The Fortran Package Manager is being discussed at Hacker News, leading to some discussion of Fortran in general.
Here is a very good feedback that somebody gave us:
I pretty much 100% agree with that frank feedback about Fortran’s shortcomings and you can see my reply there how to fix all that. Let me know what you think.
- Strings are pretty awful. You can now have resizeable strings but using them is very painful (and buggy in gfortran). You’ll have to constantly strip spaces off the ends of strings to even print them.
I understand the sentiment here. Concerning the buggy implementation I think it is now better. AFAIK, there have been no problems with using strings in fpm
which makes heavy use of them.
- Some of the compilers are very immature (gfortran), if using any fairly recent features (e.g. resizeable strings). I’ve hit several (still unfixed) compiler bugs and my code contains some terrible workarounds.
I think calling it very immature is an exaggeration. What could we say then about ifx
, flang
, or the many older compilers which only support F95 and older. But indeed, gfortran
has been problematic. I know there were a few posts encouraging members of this Discourse and comp.lang.fortran to consider contributing to gfortran
development.
- Available libraries are hit and miss, particularly outside the numerical area.
This is true unfortunately, but we are doing our best to fix it.
- Linking to C/C++ is possible, but painful with the binding support.

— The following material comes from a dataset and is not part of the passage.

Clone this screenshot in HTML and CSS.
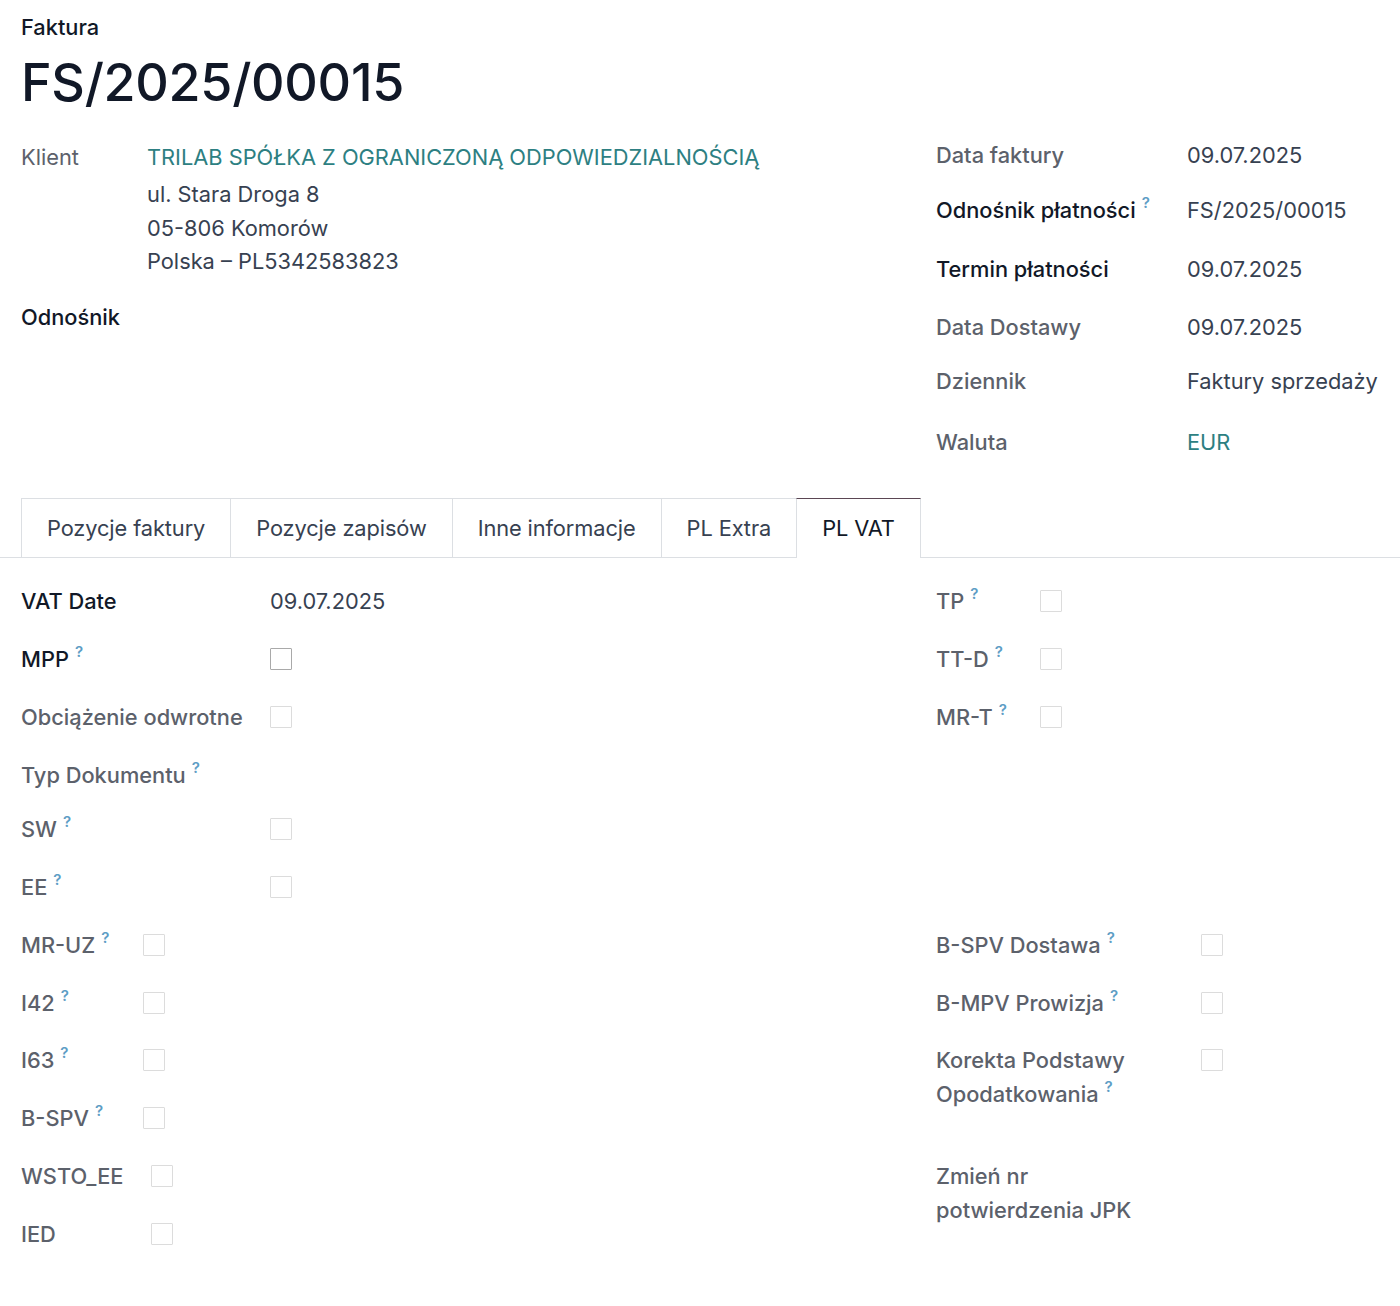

This is also true. There are tools to generate the interfaces automatically including shroud, swig-fortran-dev, h2m-Autofortran-Tool, and probably others, but I’ve always been afraid to use them. Another option is to use a custom Python script (I believe @vmagnin does this for the gtk-fortran bindings). For small libraries with only a few dozen routines I’ve just preferred to do it manually.
- Documentation (including books) just isn’t good compared to what’s available for C/C++/Python, etc.
I’ve been quite happy with Fortran books recently. I think we’re still missing something like the Effective C++ series which would go deeper into design patterns, libraries, and software engineering. The closest one to this now IMO, is “Modern Fortran in Practice” by @Arjen which contains very succinct advice.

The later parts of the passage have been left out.